Some students offered mild but constructive critiques. Several noted that my newness to Utah and its local history led me to feel self-conscious that the students may have known more about certain issues than I did. One recalled my mispronunciation of names like Nephi but thought that I likely learned and did not make the mistake again (which was true!). A student noted that my non-Latter-day Saint background may have led me to a cursory explanation why some Church leaders acted the way they did. Despite these critiques, all the students said I always showed respect for the Latter-day Saint faith and for all faiths, for that matter—the greatest compliment I could receive in a culturally sensitive course.

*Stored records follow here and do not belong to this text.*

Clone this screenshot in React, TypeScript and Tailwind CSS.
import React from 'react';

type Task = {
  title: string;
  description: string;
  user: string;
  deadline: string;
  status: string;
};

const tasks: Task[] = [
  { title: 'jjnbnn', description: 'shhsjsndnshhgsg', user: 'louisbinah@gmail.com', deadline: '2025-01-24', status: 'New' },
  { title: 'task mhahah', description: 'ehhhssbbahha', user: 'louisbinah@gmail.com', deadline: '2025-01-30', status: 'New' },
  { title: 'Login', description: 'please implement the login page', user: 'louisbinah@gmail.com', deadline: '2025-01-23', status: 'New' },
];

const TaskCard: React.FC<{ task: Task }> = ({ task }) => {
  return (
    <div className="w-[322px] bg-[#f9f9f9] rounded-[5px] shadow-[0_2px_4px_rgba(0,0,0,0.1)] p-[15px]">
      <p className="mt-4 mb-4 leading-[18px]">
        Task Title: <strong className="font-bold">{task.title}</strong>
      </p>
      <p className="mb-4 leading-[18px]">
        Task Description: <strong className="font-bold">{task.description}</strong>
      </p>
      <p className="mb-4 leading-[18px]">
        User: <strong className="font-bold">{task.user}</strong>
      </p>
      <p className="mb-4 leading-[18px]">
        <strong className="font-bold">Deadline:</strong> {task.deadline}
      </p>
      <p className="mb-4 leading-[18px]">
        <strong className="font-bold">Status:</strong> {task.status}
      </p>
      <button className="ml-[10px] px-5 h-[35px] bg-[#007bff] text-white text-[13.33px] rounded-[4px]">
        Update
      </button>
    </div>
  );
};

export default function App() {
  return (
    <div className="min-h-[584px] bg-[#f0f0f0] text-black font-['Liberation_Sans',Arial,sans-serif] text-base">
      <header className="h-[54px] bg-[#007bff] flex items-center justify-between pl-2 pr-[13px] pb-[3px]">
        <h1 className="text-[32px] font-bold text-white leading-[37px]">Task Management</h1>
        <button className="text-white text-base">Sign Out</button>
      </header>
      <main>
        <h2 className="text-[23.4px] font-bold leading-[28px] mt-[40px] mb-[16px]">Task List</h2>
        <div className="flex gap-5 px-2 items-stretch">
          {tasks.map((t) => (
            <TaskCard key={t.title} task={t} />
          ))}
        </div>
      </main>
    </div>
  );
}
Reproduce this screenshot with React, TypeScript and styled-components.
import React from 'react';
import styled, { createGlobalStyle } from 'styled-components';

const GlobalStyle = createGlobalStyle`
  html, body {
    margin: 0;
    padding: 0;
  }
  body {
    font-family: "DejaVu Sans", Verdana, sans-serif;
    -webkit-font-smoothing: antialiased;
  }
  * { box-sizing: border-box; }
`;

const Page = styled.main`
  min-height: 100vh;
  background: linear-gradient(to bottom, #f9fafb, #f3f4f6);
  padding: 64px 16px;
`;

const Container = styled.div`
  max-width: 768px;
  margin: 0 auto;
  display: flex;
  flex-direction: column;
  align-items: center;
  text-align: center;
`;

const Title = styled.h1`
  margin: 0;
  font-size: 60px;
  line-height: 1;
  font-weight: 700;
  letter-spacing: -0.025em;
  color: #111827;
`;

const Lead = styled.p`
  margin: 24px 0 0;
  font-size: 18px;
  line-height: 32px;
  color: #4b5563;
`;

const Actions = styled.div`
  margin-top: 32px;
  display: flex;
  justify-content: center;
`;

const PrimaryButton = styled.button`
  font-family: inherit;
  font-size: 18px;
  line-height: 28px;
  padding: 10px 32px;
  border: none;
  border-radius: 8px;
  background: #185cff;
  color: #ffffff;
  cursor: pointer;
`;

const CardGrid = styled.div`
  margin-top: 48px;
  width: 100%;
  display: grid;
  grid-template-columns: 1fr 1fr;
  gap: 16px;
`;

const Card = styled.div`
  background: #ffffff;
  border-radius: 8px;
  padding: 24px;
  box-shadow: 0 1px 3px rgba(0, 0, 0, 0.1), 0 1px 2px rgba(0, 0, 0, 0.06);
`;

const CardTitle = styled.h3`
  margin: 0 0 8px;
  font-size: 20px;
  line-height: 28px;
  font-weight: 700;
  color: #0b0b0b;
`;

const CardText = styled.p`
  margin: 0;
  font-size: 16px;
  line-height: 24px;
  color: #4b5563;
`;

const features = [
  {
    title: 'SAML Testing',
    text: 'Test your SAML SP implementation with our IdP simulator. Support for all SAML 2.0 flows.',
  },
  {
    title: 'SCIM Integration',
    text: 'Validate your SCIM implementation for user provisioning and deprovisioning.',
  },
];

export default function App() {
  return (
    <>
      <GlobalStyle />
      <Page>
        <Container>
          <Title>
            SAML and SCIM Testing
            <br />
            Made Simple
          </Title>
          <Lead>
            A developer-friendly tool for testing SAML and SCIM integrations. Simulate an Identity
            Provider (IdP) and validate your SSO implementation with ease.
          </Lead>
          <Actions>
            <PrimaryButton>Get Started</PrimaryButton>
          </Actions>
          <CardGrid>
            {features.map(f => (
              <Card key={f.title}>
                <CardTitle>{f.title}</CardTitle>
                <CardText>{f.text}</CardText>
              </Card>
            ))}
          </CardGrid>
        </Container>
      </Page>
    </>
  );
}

To conclude, my first several years at Southern Utah University have certainly been an adventure in teaching Mormon history. Despite some early trepidation, I have come to find teaching Latter-day Saint-related topics in my Utah history course to be one of the several most rewarding aspects of all my teaching responsibilities today. The very tensions inherent in certain topics and from the fact that I am not from Utah leads to an often electric atmosphere in class—something we all know is a wonderful thing in college teaching. I have found that the predominant Latter-day Saint students have more than met me halfway in the learning and teaching process; it has truly been a joy to teach them.